Port Arthur, pelabuhan laut dalam yang menjadi pangkalan angkatan laut Rusia di ujung Semenanjung Liaodong, Manchuria, dianggap sebagai salah satu posisi yang dibentengi paling kuat di dunia. Namun, selama Perang Tiongkok-Jepang Pertama, Jenderal Nogi Maresuke berhasil menguasai kota dari pasukan Dinasti Qing hanya dalam beberapa hari saja. Mudahnya meraih kemenangan dalam konflik sebelumnya dan rasa percaya diri yang berlebihan dari para Staf Umum Jepang untuk bisa merebut benteng Rusia, menyebabkan perang yang jauh lebih lama dan menderita kerugian yang jauh lebih besar dari yang diperkirakan.

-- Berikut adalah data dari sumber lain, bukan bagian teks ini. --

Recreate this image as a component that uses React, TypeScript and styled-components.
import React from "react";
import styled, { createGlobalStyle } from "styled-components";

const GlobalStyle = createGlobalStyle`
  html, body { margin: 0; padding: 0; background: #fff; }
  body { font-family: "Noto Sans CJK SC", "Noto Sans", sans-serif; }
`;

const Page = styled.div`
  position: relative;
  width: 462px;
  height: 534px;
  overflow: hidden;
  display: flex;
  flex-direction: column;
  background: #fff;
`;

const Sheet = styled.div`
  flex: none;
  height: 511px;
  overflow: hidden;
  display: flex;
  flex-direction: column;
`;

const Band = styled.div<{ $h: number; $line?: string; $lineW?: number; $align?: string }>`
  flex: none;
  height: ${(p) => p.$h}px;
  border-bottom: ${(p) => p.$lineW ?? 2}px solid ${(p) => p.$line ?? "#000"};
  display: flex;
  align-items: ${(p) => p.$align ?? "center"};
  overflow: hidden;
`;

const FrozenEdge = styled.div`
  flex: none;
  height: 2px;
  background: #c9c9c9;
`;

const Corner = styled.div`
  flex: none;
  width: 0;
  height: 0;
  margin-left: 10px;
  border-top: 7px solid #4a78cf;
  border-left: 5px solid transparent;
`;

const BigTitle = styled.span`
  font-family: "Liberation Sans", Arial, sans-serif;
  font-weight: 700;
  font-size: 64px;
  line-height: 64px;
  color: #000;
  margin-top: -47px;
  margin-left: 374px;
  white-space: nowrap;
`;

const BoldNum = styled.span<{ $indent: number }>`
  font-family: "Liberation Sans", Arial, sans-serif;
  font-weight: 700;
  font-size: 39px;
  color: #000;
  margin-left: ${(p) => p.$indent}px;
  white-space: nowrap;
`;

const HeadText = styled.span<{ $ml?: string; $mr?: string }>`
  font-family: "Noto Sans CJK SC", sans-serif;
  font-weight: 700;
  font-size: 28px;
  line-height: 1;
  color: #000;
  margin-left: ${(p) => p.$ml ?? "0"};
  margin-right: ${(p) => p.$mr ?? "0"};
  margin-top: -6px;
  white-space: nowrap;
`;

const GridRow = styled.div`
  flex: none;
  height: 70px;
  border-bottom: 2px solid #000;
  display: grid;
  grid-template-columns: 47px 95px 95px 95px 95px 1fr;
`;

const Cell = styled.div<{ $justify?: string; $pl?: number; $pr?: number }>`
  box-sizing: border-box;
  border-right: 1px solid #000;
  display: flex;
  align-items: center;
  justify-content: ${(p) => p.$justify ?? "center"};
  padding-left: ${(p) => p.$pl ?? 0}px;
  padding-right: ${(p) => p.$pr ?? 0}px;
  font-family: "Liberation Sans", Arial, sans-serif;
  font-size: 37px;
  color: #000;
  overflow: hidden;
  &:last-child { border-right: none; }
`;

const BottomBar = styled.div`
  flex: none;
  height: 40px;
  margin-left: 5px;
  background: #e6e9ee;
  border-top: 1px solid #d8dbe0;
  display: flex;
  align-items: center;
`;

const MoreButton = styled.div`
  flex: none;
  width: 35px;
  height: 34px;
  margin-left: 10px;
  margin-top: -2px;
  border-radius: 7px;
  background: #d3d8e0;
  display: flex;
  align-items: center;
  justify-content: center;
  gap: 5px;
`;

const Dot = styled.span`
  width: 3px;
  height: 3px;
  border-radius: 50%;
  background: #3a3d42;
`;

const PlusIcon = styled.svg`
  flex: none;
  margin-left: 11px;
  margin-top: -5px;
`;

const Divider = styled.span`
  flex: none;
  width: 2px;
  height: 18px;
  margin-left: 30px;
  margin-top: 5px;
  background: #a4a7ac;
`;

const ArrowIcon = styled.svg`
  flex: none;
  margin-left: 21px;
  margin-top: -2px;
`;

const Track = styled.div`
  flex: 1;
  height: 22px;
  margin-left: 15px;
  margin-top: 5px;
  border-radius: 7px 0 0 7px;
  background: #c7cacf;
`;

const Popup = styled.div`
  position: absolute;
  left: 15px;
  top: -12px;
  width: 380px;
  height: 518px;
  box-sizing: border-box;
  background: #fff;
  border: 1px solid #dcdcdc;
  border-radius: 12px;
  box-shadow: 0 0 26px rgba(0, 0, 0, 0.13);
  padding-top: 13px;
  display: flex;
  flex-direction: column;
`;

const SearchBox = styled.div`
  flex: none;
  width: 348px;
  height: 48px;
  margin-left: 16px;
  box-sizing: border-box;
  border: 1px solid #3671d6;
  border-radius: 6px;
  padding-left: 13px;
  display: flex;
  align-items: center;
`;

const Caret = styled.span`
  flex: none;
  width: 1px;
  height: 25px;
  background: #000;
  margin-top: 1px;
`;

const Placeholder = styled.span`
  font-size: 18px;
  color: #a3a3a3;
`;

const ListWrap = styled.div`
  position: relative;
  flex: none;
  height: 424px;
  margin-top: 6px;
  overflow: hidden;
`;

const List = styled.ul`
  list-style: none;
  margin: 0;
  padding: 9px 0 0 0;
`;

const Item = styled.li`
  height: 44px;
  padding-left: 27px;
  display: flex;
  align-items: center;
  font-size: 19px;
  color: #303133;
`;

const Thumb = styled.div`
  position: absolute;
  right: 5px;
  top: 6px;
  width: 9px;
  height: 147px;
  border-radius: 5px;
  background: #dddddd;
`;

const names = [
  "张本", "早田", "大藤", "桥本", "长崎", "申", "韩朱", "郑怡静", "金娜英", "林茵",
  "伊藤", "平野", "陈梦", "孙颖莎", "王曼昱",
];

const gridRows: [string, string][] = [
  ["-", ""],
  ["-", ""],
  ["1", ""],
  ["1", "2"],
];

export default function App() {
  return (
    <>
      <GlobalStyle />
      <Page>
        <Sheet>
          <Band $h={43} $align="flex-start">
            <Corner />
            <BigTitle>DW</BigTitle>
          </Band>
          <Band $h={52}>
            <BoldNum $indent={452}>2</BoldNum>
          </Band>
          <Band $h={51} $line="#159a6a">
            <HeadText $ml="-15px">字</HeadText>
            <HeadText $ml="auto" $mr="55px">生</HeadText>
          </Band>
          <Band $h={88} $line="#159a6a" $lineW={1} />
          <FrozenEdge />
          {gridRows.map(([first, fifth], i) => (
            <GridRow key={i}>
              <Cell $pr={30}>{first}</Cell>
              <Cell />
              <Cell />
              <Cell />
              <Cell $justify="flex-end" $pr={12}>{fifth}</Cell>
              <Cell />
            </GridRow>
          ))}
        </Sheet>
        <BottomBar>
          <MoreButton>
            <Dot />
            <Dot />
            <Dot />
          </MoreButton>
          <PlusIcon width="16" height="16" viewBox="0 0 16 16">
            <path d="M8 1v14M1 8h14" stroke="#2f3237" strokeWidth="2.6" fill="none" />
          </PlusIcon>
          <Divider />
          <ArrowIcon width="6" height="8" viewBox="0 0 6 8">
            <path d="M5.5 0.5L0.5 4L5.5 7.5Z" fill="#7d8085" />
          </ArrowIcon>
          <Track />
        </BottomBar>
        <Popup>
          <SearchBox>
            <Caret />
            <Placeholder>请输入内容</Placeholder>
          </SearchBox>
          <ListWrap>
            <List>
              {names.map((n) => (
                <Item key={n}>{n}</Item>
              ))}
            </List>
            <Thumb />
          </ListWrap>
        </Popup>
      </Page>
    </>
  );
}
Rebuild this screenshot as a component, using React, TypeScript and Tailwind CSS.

Pengepungan Port Arthur memperkenalkan banyak teknologi baru yang kemudian digunakan dalam perang-perang berikutnya pada abad ke-20, khususnya Perang Dunia I. Senjata dan teknik baru yang digunakan seperti meriam Howitzer 28 cm yang mampu menembakkan bom seberat 217-kilogram (478-pon) sejauh 8 kilometer (5,0 mil), howitzer tembak cepat ringan, meriam Maxim, senapan bermagasin bolt-action, kawat berduri, pagar listrik, lampu busur, lampu sorot, sinyal radio taktis (yang kemudian dilawan dengan radio jammer, untuk mengacaukan atau menggangu sinyal radio), granat genggam, perang parit yang ekstensif dan penggunaan ranjau laut yang dimodifikasi menjadi ranjau darat.